My work Triangulation Series 2006-08 expands on questions dealing with perspectives synthesizing concepts of pictorial space and infinity: something I have worked on over the years. I have allowed painterly abstraction/plasticity to express both in form and content a kind of art that goes beyond a material world of signs; my paintings reach for the infinite—the mystery and the poetry in every man’s individual drama. I choose the golden ratio 1 = 1618 as a consistent format for nonobjective abstraction which is clearly inherent of infinite congruency [a manifestation common to all known perspective methodologies], to breakdown a dialogue on the fluidity of the vehicle of painting and its geometry. At the same time, I establish a triangulation of the bare plane of the canvas which reaffirms its paradoxical nature as an object: where the fictitious flatness of the plane plays in suspension with the illusory spatial depth of forms expressed on it. Though immersed in 20th-century aesthetics, I neither strive for a specific historical movement nor for the postmodernist agenda. Simply, I look at making art as a “fleshy” product of human experiencing, a resultant of the maker’s own passion. Just as the idiosyncrasy of an individual, indivisible in nature, is blind to causality, an aesthetic frame embraces all its senses and the image is only the result or residue.

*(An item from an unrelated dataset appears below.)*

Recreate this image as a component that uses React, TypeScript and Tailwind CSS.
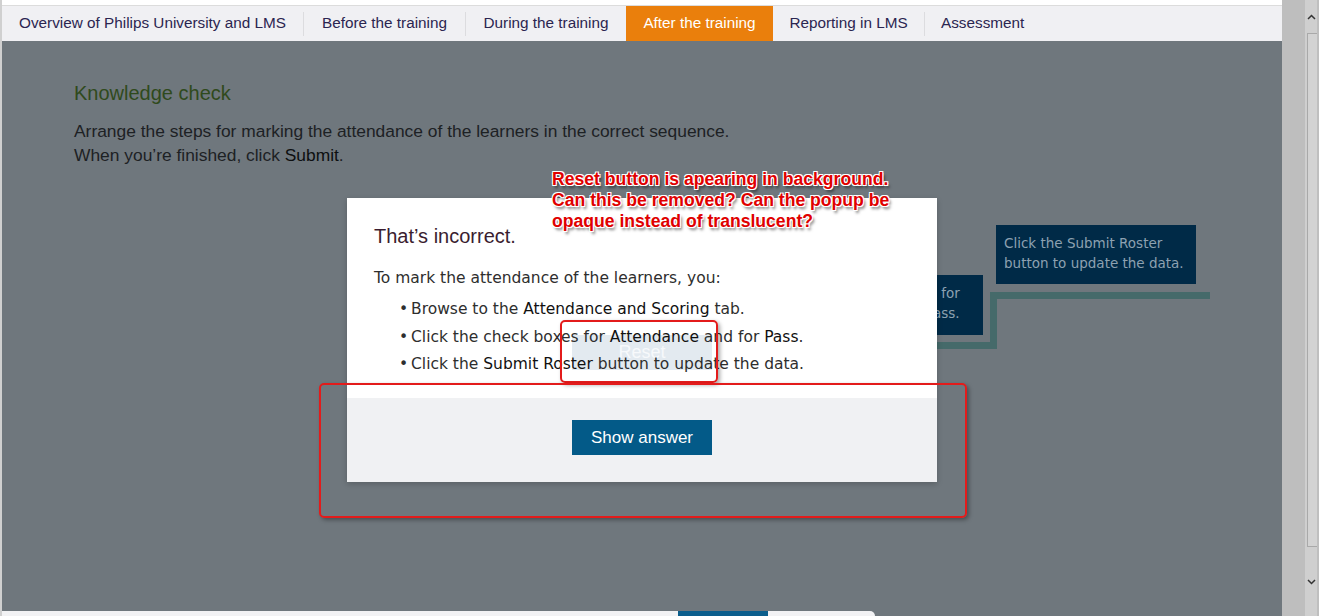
import React from "react";

const navItems = [
  { label: "Overview of Philips University and LMS", w: "w-[301px]" },
  { label: "Before the training", w: "w-[161px]" },
  { label: "During the training", w: "w-[160px]" },
  { label: "After the training", w: "w-[147px]", active: true },
  { label: "Reporting in LMS", w: "w-[151px]" },
];

const dv = { fontFamily: '"DejaVu Sans", Verdana, sans-serif' };

export default function App() {
  return (
    <div
      className="relative w-[1319px] h-[616px] flex overflow-hidden bg-[#bfbfbf]"
      style={{ fontFamily: '"Liberation Sans", Arial, sans-serif' }}
    >
      {/* main frame */}
      <div className="w-[1282px] h-full flex flex-col border-l-2 border-[#d0d0d0]">
        <div className="h-[5px] bg-white" />
        <div className="h-[1px] bg-[#dcdcdc]" />
        <nav className="h-[35px] flex bg-[#f0f0f3]">
          {navItems.map((it, i) => (
            <div key={i} className="flex items-center">
              {i > 0 && !it.active && !navItems[i - 1].active && (
                <div className="w-px h-[24px] bg-[#dcdcdf]" />
              )}
              <div
                className={`${it.w} h-[35px] flex items-center justify-center text-[15.3px] ${
                  it.active ? "bg-[#ea7f0c] text-white" : "text-[#2b2550]"
                }`}
              >
                {it.label}
              </div>
            </div>
          ))}
          <div className="flex items-center">
            <div className="w-px h-[24px] bg-[#dcdcdf]" />
            <div className="pl-[16px] text-[15.3px] text-[#2b2550]">Assessment</div>
          </div>
        </nav>

        {/* content */}
        <div className="relative flex-1 flex flex-col bg-[#6f777d]">
          <div className="flex-1 pl-[72px] pt-[40px]">
            <h2 className="text-[20px] leading-[24px] text-[#2f4a1c]">Knowledge check</h2>
            <p className="mt-[14px] text-[17.4px] leading-[24px] text-[#1d2124]">
              Arrange the steps for marking the attendance of the learners in the correct sequence.
              <br />
              When you’re finished, click <span className="text-[#0d0f10]">Submit</span>.
            </p>
          </div>

          {/* bottom toolbar edge */}
          <div className="h-[5px] flex">
            <div className="relative w-[873px] h-[5px] bg-[#f2f2f4] rounded-tr-[10px]">
              <div className="absolute left-[676px] top-0 w-[90px] h-[5px] bg-[#0b5e8c]" />
            </div>
          </div>

          {/* draggable step boxes (free canvas) */}
          <div
            className="absolute left-[781px] top-[234px] w-[200px] h-[60px] bg-[#002a47] px-[8px] py-[8px] text-[13.5px] leading-[20px] text-[#8da1b1] whitespace-nowrap overflow-hidden"
            style={dv}
          >
            Click the check boxes for
            <br />
            Attendance and for Pass.
          </div>
          <div
            className="absolute left-[994px] top-[184px] w-[200px] h-[59px] bg-[#002a47] px-[8px] py-[8px] text-[13.5px] leading-[20px] text-[#8da1b1]"
            style={dv}
          >
            Click the Submit Roster
            <br />
            button to update the data.
          </div>
          <div className="absolute left-[988px] top-[251px] w-[220px] h-[7px] bg-[#456a6a]" />
          <div className="absolute left-[988px] top-[251px] w-[7px] h-[56px] bg-[#456a6a]" />
          <div className="absolute left-[935px] top-[301px] w-[60px] h-[7px] bg-[#456a6a]" />

          {/* popup */}
          <div className="absolute left-[345px] top-[157px] w-[590px] h-[284px] flex flex-col shadow-[0_2px_6px_rgba(0,0,0,0.2)]">
            <div className="relative h-[200px] bg-white px-[27px] pt-[26px]">
              <div className="absolute left-[225px] top-[137px] w-[140px] h-[35px] bg-[#e3eaf0] flex items-center justify-center text-[18px] text-[#f7f9fb]">
                Reset
              </div>
              <div className="relative">
                <div className="text-[20px] leading-[24px] text-[#3a1d2f]">That’s incorrect.</div>
                <div className="mt-[18px] text-[15.5px] leading-[24px] text-[#2e2e2e]" style={dv}>
                  To mark the attendance of the learners, you:
                </div>
                <ul className="mt-[6px] text-[15.5px] leading-[27.5px] text-[#2e2e2e]" style={dv}>
                  <li className="flex">
                    <span className="w-[37px] pl-[25px]">•</span>
                    <span>
                      Browse to the <span className="text-[#111]">Attendance and Scoring</span> tab.
                    </span>
                  </li>
                  <li className="flex">
                    <span className="w-[37px] pl-[25px]">•</span>
                    <span>
                      Click the check boxes for <span className="text-[#111]">Attendance</span> and for{" "}
                      <span className="text-[#111]">Pass</span>.
                    </span>
                  </li>
                  <li className="flex">
                    <span className="w-[37px] pl-[25px]">•</span>
                    <span>
                      Click the <span className="text-[#111]">Submit Roster</span> button to update the data.
                    </span>
                  </li>
                </ul>
              </div>
            </div>
            <div className="flex-1 bg-[#f0f1f3] flex justify-center pt-[22px]">
              <button className="w-[140px] h-[35px] bg-[#035a88] text-white text-[17px]">
                Show answer
              </button>
            </div>
          </div>
        </div>
      </div>

      {/* right gray strip */}
      <div className="w-[23px] h-full bg-[#bebebe]" />

      {/* scrollbar */}
      <div className="w-[12px] h-full bg-[#cfcfcf] flex flex-col">
        <div className="h-[33px] flex items-center justify-center">
          <svg width="9" height="6" viewBox="0 0 9 6">
            <path d="M1 5 L4.5 1.5 L8 5" stroke="#333" strokeWidth="1.5" fill="none" />
          </svg>
        </div>
        <div className="flex-1 ml-[2px] border-l border-t border-b border-[#a9a9a9] bg-[#d3d3d3]" />
        <div className="h-[69px] flex items-center justify-center">
          <svg width="9" height="6" viewBox="0 0 9 6">
            <path d="M1 1 L4.5 4.5 L8 1" stroke="#333" strokeWidth="1.5" fill="none" />
          </svg>
        </div>
      </div>

      {/* annotations */}
      <div className="absolute left-[552px] top-[169px] text-[17.6px] leading-[21px] font-bold text-[#e00000] whitespace-nowrap [text-shadow:1px_1px_0_#fff,-1px_-1px_0_#fff,1px_-1px_0_#fff,-1px_1px_0_#fff,2px_3px_3px_rgba(0,0,0,0.55)]">
        Reset button is apearing in background.
        <br />
        Can this be removed? Can the popup be
        <br />
        opaque instead of translucent?
      </div>
      <div className="absolute left-[560px] top-[320px] w-[158px] h-[63px] border-2 border-[#e31b1b] rounded-[5px] shadow-[2px_2px_4px_rgba(0,0,0,0.35)]" />
      <div className="absolute left-[319px] top-[383px] w-[648px] h-[135px] border-2 border-[#e31b1b] rounded-[5px] shadow-[2px_2px_4px_rgba(0,0,0,0.35)]" />
    </div>
  );
}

Non-objective, timeless, or even existential—in this sense—the image or Kunstgegenstand proposes not to explain what the meaning of experience is; rather, the image manifests itself, provoking interpretation from the observer.
There are no outside sources nor preconceived notions of the final composition. Gesturally and intuitively, I use the plane of the canvas as an active platform (in other words, a conversation, so to speak, takes place among the paint, the canvas and me as I apply paint onto the canvas.) In variegated densities, layer after layer—transparent or textural—the work transforms itself gradually by spectral accruement. In continuous dialogue, I work on several pieces at the same time so all are able to inform the other. An inner rhythm from each composition thus unfolds and guides the shifts and the construction of forms: burials, resurrections, exaltations, veilings, reattainments—all thanks to the gritty and sumptuous nature of the medium; a moodiness arises from the interlocutors with its acrid qualities of dissonance and complementary transparency. Indeed, it is color, as texture that establishes the emotional landscape of each piece. The finished work stands on its own as a concentration of multiple layers; each of the numerous strata is essential to the completeness. There is a sense of multidirectional movement in each of the works that acts on the viewer’s eye as he/she glances over the delineated shapes and peers through the entanglements of strokes and arabesques. The viewer comes away, I hope, with the sense of the works’ generative completeness of a universe making and remaking itself.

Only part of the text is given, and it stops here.